According to studies from 2016 and 2021, RCV elections have comparable ballot error rates to those in non-RCV elections. A 2020 study reveals no significant differences in error rates when comparing racial and ethnic groups. Cormack’s primary hypothesis is that there is an increase in error rates using RCV when compared to single-choice ballots. She also proposes several secondary hypotheses that similar differences would be found within various demographics. She finds no significant difference in the overall error rates between the two methods and hence fails to support her primary hypothesis. However, she continues conducting analyses of her secondary hypotheses and reports potential differences between RCV and plurality among various subgroup demographic analyses. This is contrary to best statistical practices where secondary hypotheses should only be considered when the evidence supports the primary hypothesis. Otherwise, spurious findings are likely to occur by chance.

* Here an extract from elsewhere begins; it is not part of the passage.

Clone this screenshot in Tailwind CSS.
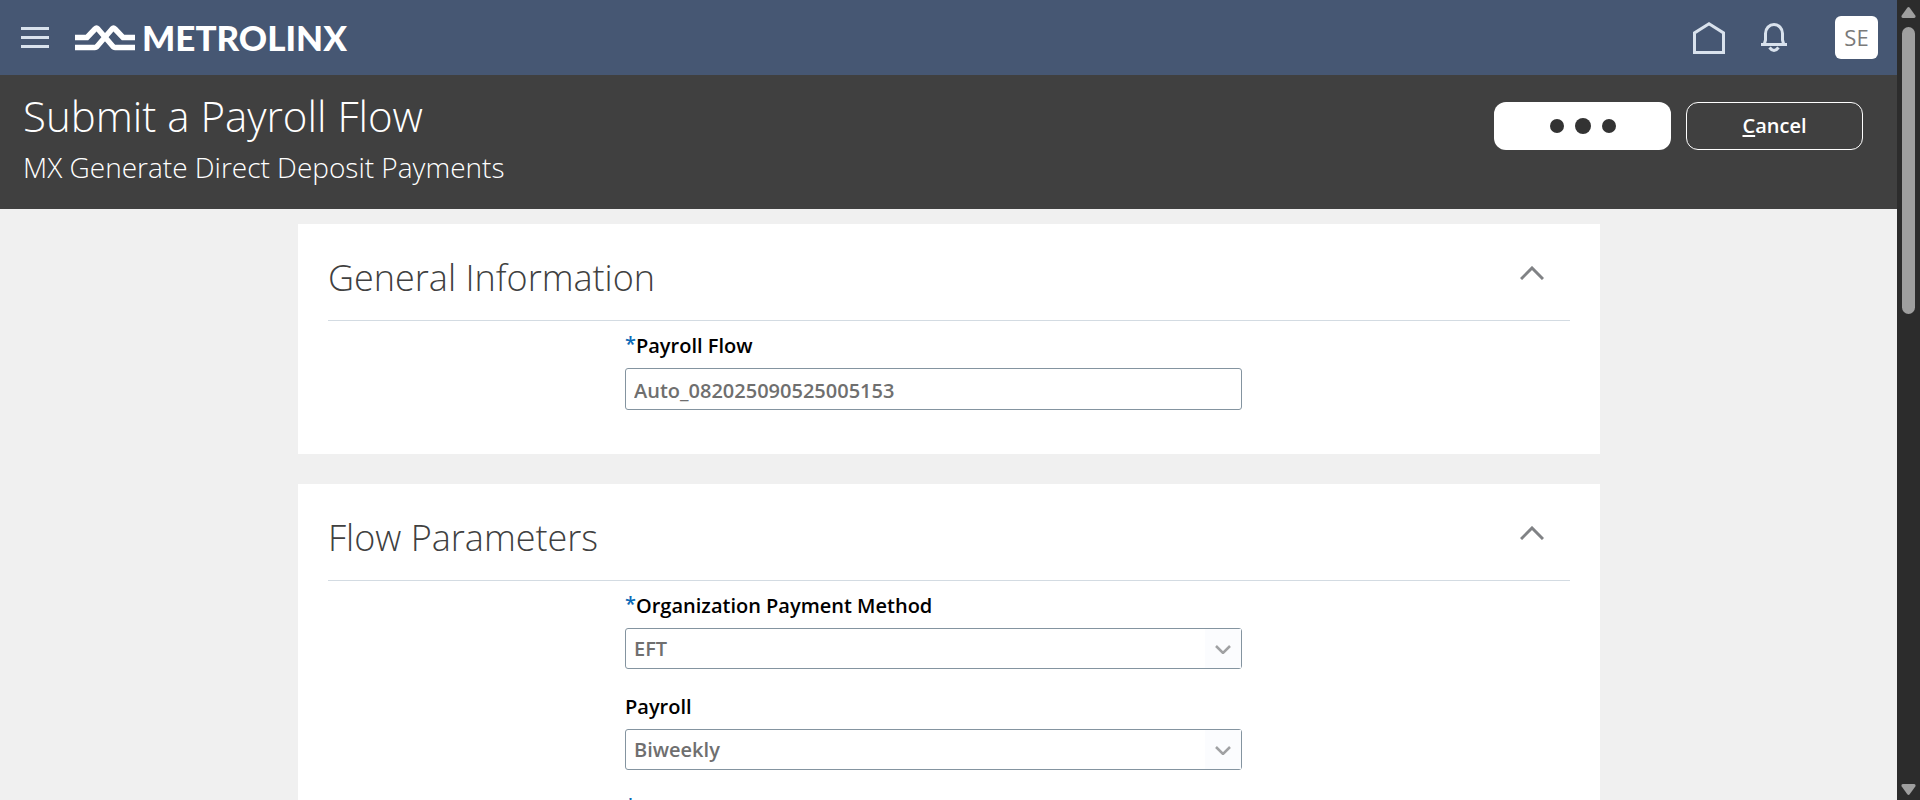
<!DOCTYPE html>
<html lang="en">
<head>
<meta charset="utf-8">
<title>Submit a Payroll Flow</title>
<script src="https://cdn.jsdelivr.net/npm/@tailwindcss/browser@4"></script>
</head>
<body class="bg-[#f0f0f0] font-['Open_Sans',sans-serif]">
<div class="flex h-screen">
  <div class="flex min-w-0 flex-1 flex-col overflow-hidden">
    <header class="flex h-[75px] shrink-0 items-center bg-[#465773] pl-[21px] pr-[19px]">
      <button type="button" aria-label="Navigator" class="flex w-7 flex-col gap-[6px]">
        <span class="h-[3px] w-full bg-[#d9e2ed]"></span>
        <span class="h-[3px] w-full bg-[#d9e2ed]"></span>
        <span class="h-[3px] w-full bg-[#d9e2ed]"></span>
      </button>
      <a href="#" class="ml-[26px] flex items-center gap-[7px] text-white">
        <svg class="h-[26px] w-[60px]" viewBox="0 0 60 26" fill="none" stroke="currentColor" stroke-width="5.500">
          <path d="M0 12.500H12L20 4Q21.500 2.500 23 4L38 21.500Q39 22.500 40 22.500H60"/>
          <path d="M0 22.500H20Q21 22.500 22 21.500L37 4Q38.500 2.500 40 4L48 12.500H60"/>
        </svg>
        <span class="font-['Lato'] text-[35px] leading-none font-black">METROLINX</span>
      </a>
      <nav class="ml-auto flex items-center">
        <a href="#" aria-label="Home"><svg class="h-8 w-8" viewBox="0 0 32 32" fill="none" stroke="#d9e2ed" stroke-width="3"><path d="M1.500 30.500V10.900L16 1.800L30.500 10.900V30.500Z"/></svg></a>
        <button type="button" aria-label="Notifications" class="ml-9"><svg class="h-[30px] w-[26px]" viewBox="0 0 26 30" fill="none" stroke="#d9e2ed" stroke-width="3"><path d="M0 21.500H26M3.500 20.500L4.500 17V10.500A8.500 9 0 0 1 21.500 10.500V17L22.500 20.500"/><path d="M8.500 24.500Q13 30.500 17.500 24.500"/></svg></button>
        <button type="button" aria-label="User SE" class="ml-12 flex h-[43px] w-[43px] items-center justify-center rounded-md bg-white text-[22px] text-[#7a7a7a]">SE</button>
      </nav>
    </header>

    <div class="flex h-[134px] shrink-0 items-start justify-between bg-[#404040] pl-[23px] pr-[34px] text-white">
      <div>
        <h1 class="pt-[10px] text-[42px] leading-[62px] font-light">Submit a Payroll Flow</h1>
        <p class="text-[28px] leading-10 font-light">MX Generate Direct Deposit Payments</p>
      </div>
      <div class="mt-[27px] flex gap-[15px]">
        <button type="button" aria-label="Submitting" class="flex h-12 w-[177px] items-center justify-center gap-[11px] rounded-xl bg-white">
          <span class="h-[14px] w-[14px] rounded-full bg-[#333]"></span>
          <span class="h-4 w-4 rounded-full bg-[#333]"></span>
          <span class="h-[14px] w-[14px] rounded-full bg-[#333]"></span>
        </button>
        <button type="button" class="h-12 w-[177px] rounded-xl border border-white text-xl font-semibold"><span class="underline decoration-2 underline-offset-2">C</span>ancel</button>
      </div>
    </div>

    <main class="flex flex-col gap-[30px] pt-[15px] pr-[297px] pl-[298px]">
      <section class="shrink-0 bg-white px-[30px] pb-11">
        <div class="flex h-[97px] items-center justify-between border-b border-[#d3dbe2]">
          <h2 class="pt-3 text-4xl font-light text-[#404040]">General Information</h2>
          <button type="button" aria-label="Collapse General Information" class="mr-[26px] pt-[2px]"><svg class="h-[14px] w-[24px]" viewBox="0 0 24 14" fill="none" stroke="#808285" stroke-width="3"><path d="M1 13L12 2L23 13"/></svg></button>
        </div>
        <div class="grid grid-cols-[297fr_617fr_328fr]">
          <div class="col-start-2 flex flex-col">
            <label for="flow" class="flex h-[47px] items-center pt-[2px] text-xl font-semibold text-black"><span class="pb-1 text-[#0b6ab7]">*</span>Payroll Flow</label>
            <input id="flow" type="text" value="Auto_082025090525005153" class="h-[42px] rounded-[3px] border border-[#8494a0] bg-white px-2 pt-[2px] text-xl font-semibold text-[#6f6f6f]">
          </div>
        </div>
      </section>

      <section class="shrink-0 bg-white px-[30px]">
        <div class="flex h-[97px] items-center justify-between border-b border-[#d3dbe2]">
          <h2 class="pt-3 text-4xl font-light text-[#404040]">Flow Parameters</h2>
          <button type="button" aria-label="Collapse Flow Parameters" class="mr-[26px] pt-[2px]"><svg class="h-[14px] w-[24px]" viewBox="0 0 24 14" fill="none" stroke="#808285" stroke-width="3"><path d="M1 13L12 2L23 13"/></svg></button>
        </div>
        <div class="grid grid-cols-[297fr_617fr_328fr]">
          <div class="col-start-2 flex flex-col gap-[13px]">
            <div>
              <label for="method" class="flex h-[47px] items-center pt-[2px] text-xl font-semibold text-black"><span class="pb-1 text-[#0b6ab7]">*</span>Organization Payment Method</label>
              <div class="grid">
                <select id="method" class="col-start-1 row-start-1 h-[41px] appearance-none rounded-[3px] border border-[#8494a0] bg-white px-2 text-xl font-semibold text-[#6f6f6f]"><option>EFT</option></select>
                <span class="pointer-events-none col-start-1 row-start-1 m-px flex w-9 items-center justify-center justify-self-end bg-[#fbfcfe] pt-[2px]"><svg class="h-[9px] w-4" viewBox="0 0 16 9" fill="none" stroke="#a0a1a3" stroke-width="2.500"><path d="M1 1L8 8L15 1"/></svg></span>
              </div>
            </div>
            <div>
              <label for="payroll" class="flex h-[47px] items-center pt-[2px] text-xl font-semibold text-black">Payroll</label>
              <div class="grid">
                <select id="payroll" class="col-start-1 row-start-1 h-[41px] appearance-none rounded-[3px] border border-[#8494a0] bg-white px-2 text-xl font-semibold text-[#6f6f6f]"><option>Biweekly</option></select>
                <span class="pointer-events-none col-start-1 row-start-1 m-px flex w-9 items-center justify-center justify-self-end bg-[#fbfcfe] pt-[2px]"><svg class="h-[9px] w-4" viewBox="0 0 16 9" fill="none" stroke="#a0a1a3" stroke-width="2.500"><path d="M1 1L8 8L15 1"/></svg></span>
              </div>
            </div>
            <div class="flex h-[47px] items-center pt-[2px] text-xl font-semibold text-[#0b6ab7]"><span class="pb-1">*</span></div>
          </div>
        </div>
      </section>
    </main>
  </div>

  <div aria-hidden="true" class="flex w-[23px] shrink-0 flex-col items-center bg-[#2c2c2c] pt-[7px] pb-[5px]">
    <svg class="h-[11px] w-[15px]" viewBox="0 0 15 11" fill="#9f9f9f"><path d="M6.300 .8Q7.500 -.6 8.700 .8L14.300 8.600Q15.200 10.600 13.200 11H1.800Q-.2 10.600 .7 8.600Z"/></svg>
    <span class="mt-[9px] h-[287px] w-[13px] rounded-full bg-[#9f9f9f]"></span>
    <svg class="mt-auto h-[12px] w-[15px]" viewBox="0 0 15 12" fill="#9f9f9f"><path d="M6.300 11.200Q7.500 12.600 8.700 11.200L14.300 3.400Q15.200 1.400 13.200 1H1.800Q-.2 1.400 .7 3.400Z"/></svg>
  </div>
</div>
</body>
</html>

Additionally, Cormack claims that demographic disparities in error rates are more pronounced under RCV than in single-choice elections. Cormack uses a sample size of three elections – one RCV and two non-RCV. But both non-RCV elections were less meaningfully contested, even though they were intended as control cases. The RCV election in her study included over a dozen candidates, while the two control elections were both from deep-blue New York City, featuring popular incumbents who each sailed to victory with over 70% of the vote. Intuitively, one would expect ballot error rates to be affected by the size of the candidate field and competitiveness of the race, but Cormack does not appear to consider this potential source of differences in error rates. Without a proper control election, any difference in error rates cannot be meaningfully separated from the difference caused by election competitiveness. Thus, Cormack’s comparison of a competitive RCV election to less competitive control elections might produce unreliable results.

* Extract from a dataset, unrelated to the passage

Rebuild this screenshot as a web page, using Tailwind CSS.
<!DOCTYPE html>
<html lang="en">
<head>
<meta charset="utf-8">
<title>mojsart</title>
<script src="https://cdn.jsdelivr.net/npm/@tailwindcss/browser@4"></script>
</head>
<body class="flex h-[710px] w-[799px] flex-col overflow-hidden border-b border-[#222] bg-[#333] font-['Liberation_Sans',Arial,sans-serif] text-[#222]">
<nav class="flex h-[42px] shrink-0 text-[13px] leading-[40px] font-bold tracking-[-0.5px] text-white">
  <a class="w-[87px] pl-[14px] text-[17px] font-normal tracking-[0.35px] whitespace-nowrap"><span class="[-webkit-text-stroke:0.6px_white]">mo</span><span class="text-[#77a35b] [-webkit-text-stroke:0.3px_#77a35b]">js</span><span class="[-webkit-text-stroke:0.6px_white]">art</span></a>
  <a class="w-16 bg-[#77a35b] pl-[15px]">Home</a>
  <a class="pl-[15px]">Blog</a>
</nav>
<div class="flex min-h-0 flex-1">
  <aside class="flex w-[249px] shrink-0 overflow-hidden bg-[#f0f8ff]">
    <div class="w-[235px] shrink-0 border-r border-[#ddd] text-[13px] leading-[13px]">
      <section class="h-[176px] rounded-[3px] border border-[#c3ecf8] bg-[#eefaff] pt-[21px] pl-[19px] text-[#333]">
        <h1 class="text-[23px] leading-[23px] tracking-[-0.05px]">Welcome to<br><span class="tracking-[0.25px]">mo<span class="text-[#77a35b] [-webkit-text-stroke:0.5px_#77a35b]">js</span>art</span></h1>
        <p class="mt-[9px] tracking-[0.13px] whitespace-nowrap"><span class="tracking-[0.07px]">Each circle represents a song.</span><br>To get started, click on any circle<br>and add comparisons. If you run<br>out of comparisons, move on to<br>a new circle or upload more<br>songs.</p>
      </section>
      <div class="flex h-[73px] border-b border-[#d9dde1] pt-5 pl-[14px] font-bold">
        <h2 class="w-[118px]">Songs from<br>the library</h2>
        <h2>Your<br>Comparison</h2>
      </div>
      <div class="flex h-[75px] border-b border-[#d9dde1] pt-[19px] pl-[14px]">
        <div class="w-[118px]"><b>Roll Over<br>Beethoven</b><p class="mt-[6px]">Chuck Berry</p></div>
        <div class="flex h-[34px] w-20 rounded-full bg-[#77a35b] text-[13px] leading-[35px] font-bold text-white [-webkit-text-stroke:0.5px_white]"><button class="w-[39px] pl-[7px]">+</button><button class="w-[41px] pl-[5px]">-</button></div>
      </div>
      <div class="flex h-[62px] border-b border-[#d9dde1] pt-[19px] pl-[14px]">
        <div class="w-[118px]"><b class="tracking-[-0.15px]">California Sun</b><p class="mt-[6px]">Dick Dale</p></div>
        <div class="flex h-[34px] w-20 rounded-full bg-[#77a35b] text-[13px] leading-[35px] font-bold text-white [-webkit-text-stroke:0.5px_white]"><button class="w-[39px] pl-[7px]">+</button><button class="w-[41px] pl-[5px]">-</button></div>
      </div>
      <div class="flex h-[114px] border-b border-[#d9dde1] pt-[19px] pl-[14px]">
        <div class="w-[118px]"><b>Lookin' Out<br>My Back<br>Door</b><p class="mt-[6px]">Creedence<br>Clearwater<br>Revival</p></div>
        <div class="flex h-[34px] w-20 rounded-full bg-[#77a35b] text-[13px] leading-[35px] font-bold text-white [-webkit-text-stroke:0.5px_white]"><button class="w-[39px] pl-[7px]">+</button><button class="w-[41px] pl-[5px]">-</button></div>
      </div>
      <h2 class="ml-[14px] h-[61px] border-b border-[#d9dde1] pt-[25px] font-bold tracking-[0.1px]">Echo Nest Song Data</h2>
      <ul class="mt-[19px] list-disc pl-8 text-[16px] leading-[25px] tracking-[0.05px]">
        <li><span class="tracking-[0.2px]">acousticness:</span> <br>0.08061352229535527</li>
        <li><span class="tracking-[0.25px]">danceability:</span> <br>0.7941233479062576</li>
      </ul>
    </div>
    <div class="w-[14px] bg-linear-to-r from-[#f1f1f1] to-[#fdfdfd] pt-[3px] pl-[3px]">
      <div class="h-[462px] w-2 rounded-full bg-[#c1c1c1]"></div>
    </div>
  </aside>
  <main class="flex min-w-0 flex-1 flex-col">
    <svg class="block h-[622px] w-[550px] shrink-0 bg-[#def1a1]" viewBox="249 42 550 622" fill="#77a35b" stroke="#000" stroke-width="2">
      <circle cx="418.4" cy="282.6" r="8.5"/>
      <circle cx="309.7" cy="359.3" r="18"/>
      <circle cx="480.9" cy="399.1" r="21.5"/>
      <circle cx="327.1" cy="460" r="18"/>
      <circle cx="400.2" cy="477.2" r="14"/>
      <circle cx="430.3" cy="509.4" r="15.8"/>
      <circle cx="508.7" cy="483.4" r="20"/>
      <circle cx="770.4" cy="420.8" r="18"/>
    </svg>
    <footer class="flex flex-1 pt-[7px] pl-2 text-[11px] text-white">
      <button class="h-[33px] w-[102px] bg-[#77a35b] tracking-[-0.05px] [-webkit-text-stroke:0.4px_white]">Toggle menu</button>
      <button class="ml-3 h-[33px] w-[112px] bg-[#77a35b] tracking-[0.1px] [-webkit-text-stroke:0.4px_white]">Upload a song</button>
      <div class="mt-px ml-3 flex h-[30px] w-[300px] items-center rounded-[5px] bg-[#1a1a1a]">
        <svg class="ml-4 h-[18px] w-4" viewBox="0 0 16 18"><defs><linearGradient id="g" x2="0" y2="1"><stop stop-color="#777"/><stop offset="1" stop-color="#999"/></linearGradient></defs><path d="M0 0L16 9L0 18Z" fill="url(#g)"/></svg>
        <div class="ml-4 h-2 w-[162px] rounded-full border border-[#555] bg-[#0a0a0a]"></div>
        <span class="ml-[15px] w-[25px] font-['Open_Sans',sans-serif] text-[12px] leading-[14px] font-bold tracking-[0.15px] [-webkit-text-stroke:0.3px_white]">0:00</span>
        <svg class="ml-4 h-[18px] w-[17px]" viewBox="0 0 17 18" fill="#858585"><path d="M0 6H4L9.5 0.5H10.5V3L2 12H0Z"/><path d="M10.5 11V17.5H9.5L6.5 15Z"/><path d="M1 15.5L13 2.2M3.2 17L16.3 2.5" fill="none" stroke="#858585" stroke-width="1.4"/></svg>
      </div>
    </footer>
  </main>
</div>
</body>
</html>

Cormack also utilizes linear regression for her analyses. While an oft-used tool and highly effective in correct scenarios, linear regression is only appropriate when conducting analyses for relationships that are linear. One example of this in Cormack’s work considers the share of the population with a Bachelor’s degree. While the error rates are elevated for communities with a low prevalence of Bachelor’s degrees, the error rates quickly level off as the prevalence increases, making the data clearly nonlinear. However, Cormack models it with linear regression anyway. This type of data pattern, as well as other patterns seen in various graphs within the paper, may be indicative of other violations of linear regression assumptions, causing any results to be questionable.

Specific Issues to the Pettigrew and Radley Paper

There is much in the paper by Pettigrew and Radley to cause concern regarding bias. Many plots are presented in a way that confuses the size of error rates in RCV elections. For example, the y-axes of the four graphs of Figure 9 are each different, making these plots difficult to compare at a glance, which could be misleading. Moreover, important statistical processes are not described, and others such as multiple-corrections appear to have been neglected.

Lastly, wording throughout emphasizes the shortcomings of RCV elections, while glossing over the limitations of non-RCV elections. One particularly egregious example is that Pettigrew and Radley claim RCV votes are 10 times more likely to be rejected due to error compared to votes in non-RCV races, and that overvote errors are 14 times more likely to occur in RCV elections compared to non-RCV ones. While these differences sound sensationally large when phrased like this, the actual error rates provide a much clearer picture of what is happening. The overall average rejection rate found in this paper for RCV elections was 0.53% compared to 0.04% for non-RCV elections. Moreover, the average overvote rate for RCV elections was 0.60% while for non-RCV elections, it was 0.04%. While these error rates are indeed about 10 times and 14 times larger (respectively), 14 times a small number is still a small number. Using sensationalized language of this type to exaggerate the impact of this difference indicates significant bias in the presentation of these results.

Even if the above criticisms of increased error seen under RCV are true, these concerns still fail to account for the other benefits that can be gained through RCV. Using RCV, more voters are able to participate in the choice of the final winner, and voters also have more freedom of political expression. In fact, research shows that when using RCV, on average 17% more votes directly affect the outcome between the final two candidates. This is due to the fact that voters select backup choices in case their top choice is eliminated.

A fair comparison between RCV and single-vote elections would compare the mild increase in ballot rejection caused by errors to the massive increase in ballots that impacted the outcome, especially if the claim being implied is that “RCV makes fewer votes count.” In this case, the average 17% increase in meaningful votes using RCV is considerably larger than the average ballot rejection rate of 0.53% using RCV observed by Pettigrew and Radley (and with tongue firmly planted in cheek, we point out that this is, in fact, about 32 times larger). Also worth considering is a recent statistic – in all RCV elections in the U.S. with 3 or more candidates (for which we have a cast vote record), the median first-round overvote rate is 0.15%.Thus, even with the increase in error rates, there is an overall net gain in voters impacting the outcome of the election.

Conclusion

We appreciate our colleagues’ attempts to answer important questions about voter behavior, and the challenges that come with investigating a relatively novel topic in the U.S. However, that does not preclude the importance of proper scientific analysis and discussion. It will take more election cycles and observations, and more precise statistical analyses, before we can definitively say whether RCV impacts ballot error rate patterns, and whether those differences are outweighed by other impacts of RCV.